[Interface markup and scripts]
****************************************

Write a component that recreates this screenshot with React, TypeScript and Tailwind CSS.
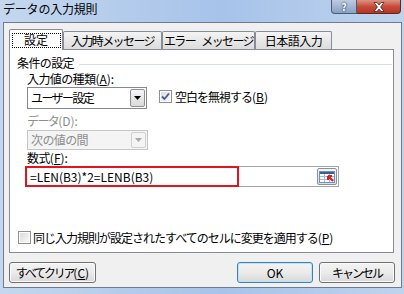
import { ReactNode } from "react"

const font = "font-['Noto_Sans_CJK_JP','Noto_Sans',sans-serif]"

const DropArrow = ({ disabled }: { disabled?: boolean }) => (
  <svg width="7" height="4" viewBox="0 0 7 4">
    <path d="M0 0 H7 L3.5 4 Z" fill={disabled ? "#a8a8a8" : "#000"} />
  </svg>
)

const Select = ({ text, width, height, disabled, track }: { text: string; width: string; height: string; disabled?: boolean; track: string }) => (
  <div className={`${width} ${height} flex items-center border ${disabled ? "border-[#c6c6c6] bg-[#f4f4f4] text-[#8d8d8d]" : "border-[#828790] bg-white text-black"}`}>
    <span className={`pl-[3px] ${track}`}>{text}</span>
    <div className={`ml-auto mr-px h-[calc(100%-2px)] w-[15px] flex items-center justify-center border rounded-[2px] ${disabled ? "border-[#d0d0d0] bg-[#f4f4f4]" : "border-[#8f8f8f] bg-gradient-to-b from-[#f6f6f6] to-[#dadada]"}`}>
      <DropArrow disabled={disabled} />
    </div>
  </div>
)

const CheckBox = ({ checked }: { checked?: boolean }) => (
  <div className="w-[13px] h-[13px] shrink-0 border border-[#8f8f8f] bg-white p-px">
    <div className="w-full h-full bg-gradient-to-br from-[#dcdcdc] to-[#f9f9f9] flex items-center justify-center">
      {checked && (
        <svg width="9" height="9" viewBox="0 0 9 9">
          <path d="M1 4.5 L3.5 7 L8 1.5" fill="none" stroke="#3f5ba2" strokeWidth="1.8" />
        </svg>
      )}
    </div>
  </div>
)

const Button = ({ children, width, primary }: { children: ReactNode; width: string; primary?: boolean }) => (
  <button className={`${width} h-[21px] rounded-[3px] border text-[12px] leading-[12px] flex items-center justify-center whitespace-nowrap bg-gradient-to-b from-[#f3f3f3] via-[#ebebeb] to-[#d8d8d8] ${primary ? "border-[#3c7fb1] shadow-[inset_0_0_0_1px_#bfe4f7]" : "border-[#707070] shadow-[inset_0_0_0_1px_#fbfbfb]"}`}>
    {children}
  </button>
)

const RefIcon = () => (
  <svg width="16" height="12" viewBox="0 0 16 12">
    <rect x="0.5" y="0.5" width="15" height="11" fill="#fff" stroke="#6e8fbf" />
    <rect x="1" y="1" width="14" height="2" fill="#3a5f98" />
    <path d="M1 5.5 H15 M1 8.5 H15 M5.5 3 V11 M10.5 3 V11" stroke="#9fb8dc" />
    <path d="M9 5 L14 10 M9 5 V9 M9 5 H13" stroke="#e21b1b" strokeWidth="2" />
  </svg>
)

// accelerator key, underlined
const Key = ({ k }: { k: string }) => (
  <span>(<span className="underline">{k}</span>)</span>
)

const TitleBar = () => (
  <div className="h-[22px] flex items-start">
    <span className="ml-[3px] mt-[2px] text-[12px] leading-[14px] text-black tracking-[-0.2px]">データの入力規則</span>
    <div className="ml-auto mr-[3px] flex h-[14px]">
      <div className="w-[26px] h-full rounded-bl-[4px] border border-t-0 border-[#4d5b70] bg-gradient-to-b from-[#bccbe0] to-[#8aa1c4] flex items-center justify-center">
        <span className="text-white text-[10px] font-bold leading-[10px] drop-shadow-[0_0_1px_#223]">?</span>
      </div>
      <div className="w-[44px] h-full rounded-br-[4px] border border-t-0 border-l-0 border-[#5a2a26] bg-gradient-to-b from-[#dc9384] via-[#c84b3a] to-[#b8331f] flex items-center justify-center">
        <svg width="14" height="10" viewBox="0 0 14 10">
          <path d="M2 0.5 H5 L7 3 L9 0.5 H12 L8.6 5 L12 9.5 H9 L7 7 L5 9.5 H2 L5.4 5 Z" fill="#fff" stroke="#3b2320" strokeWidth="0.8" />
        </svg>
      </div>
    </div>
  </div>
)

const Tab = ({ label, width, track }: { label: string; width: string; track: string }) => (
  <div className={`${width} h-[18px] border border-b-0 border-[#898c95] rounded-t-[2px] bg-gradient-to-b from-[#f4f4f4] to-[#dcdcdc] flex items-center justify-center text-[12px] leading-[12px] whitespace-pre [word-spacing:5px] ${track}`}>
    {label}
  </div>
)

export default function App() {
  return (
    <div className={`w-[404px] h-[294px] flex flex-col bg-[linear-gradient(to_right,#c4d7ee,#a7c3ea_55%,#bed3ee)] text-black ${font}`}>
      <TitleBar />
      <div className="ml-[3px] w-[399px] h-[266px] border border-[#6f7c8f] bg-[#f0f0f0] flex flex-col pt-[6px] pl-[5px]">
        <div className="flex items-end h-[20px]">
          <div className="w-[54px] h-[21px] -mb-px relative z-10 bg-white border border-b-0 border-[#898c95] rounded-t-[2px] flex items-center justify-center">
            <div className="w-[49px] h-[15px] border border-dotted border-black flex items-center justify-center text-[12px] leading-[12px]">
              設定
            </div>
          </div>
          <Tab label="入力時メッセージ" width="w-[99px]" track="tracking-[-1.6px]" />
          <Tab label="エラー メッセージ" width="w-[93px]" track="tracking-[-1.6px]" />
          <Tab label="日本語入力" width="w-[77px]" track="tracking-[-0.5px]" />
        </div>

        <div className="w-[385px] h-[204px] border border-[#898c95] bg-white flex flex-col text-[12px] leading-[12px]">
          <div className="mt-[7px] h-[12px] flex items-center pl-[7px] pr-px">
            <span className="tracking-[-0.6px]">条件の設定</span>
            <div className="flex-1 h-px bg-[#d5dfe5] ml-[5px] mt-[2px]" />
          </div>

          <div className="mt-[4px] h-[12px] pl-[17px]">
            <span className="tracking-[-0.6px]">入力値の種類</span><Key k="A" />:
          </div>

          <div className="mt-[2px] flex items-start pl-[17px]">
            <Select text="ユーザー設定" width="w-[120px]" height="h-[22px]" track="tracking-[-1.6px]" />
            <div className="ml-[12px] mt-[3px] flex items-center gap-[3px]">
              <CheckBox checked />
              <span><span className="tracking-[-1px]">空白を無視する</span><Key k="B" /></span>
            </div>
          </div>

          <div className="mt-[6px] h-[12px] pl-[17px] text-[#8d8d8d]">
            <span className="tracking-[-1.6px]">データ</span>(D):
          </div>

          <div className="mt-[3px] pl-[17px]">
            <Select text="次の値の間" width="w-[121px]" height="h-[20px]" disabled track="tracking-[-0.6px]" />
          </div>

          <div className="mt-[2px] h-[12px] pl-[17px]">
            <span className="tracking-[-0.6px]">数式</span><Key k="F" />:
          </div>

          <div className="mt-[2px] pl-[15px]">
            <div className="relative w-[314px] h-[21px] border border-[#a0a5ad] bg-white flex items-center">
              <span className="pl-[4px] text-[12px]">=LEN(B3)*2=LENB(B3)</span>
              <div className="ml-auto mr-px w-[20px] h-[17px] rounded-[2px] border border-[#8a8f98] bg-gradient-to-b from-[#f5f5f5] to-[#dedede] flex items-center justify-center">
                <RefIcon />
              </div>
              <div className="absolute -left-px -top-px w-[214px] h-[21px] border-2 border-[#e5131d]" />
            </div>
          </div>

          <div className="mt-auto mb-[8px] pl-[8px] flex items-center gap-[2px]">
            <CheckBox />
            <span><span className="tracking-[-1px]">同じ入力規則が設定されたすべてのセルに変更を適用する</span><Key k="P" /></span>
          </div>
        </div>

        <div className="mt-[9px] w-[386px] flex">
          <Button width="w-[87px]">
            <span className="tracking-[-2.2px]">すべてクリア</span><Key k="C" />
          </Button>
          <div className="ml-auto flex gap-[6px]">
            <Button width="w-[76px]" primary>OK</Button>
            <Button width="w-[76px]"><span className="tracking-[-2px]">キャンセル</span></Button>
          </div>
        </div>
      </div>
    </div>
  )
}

****************************************

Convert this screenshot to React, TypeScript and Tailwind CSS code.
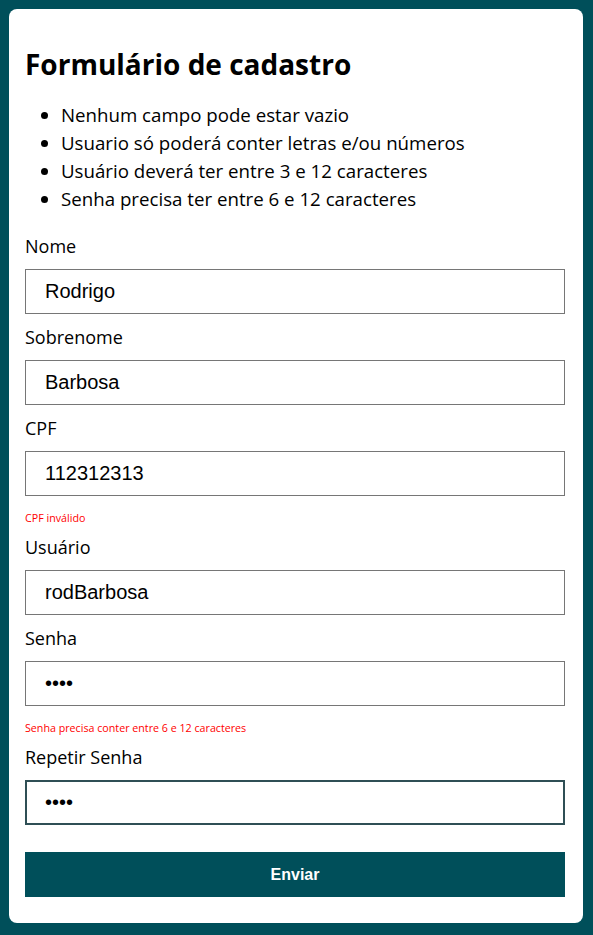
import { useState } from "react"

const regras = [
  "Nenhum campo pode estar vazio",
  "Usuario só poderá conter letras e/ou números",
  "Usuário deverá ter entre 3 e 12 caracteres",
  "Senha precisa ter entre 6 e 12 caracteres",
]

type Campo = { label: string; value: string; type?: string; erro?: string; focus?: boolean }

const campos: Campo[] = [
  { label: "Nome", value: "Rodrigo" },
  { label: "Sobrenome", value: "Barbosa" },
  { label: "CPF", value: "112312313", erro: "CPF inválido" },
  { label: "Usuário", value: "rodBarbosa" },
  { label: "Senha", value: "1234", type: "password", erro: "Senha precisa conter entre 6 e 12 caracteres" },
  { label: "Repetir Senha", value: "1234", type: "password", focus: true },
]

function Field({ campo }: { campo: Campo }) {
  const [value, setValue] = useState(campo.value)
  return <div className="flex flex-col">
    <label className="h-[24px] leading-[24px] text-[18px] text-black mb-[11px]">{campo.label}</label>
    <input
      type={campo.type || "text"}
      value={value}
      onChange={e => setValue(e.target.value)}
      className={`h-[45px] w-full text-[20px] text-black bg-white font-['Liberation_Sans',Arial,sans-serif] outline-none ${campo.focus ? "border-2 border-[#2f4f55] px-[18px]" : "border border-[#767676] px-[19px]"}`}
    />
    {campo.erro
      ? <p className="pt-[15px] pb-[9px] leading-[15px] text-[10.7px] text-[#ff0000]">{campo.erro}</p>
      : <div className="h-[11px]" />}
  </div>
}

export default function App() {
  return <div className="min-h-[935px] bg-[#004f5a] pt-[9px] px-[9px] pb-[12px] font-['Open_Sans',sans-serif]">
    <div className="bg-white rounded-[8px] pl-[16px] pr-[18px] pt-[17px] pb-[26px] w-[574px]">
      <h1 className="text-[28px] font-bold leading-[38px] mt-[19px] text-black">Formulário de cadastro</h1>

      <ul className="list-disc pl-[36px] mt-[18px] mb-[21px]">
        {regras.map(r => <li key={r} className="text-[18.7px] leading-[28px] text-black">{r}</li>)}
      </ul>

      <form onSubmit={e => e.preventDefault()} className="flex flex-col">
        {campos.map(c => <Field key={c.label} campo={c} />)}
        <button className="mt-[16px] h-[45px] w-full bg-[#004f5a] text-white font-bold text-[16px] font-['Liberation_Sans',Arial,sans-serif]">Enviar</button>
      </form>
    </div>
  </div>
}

****************************************

Retype, word for word, only the lines from the one containing "Convert this screenshot" through the one containing "string; value: string;", both included, and leave out any pictures.

Convert this screenshot to React, TypeScript and Tailwind CSS code.
import { useState } from "react"

const regras = [
  "Nenhum campo pode estar vazio",
  "Usuario só poderá conter letras e/ou números",
  "Usuário deverá ter entre 3 e 12 caracteres",
  "Senha precisa ter entre 6 e 12 caracteres",
]

type Campo = { label: string; value: string; type?: string; erro?: string; focus?: boolean }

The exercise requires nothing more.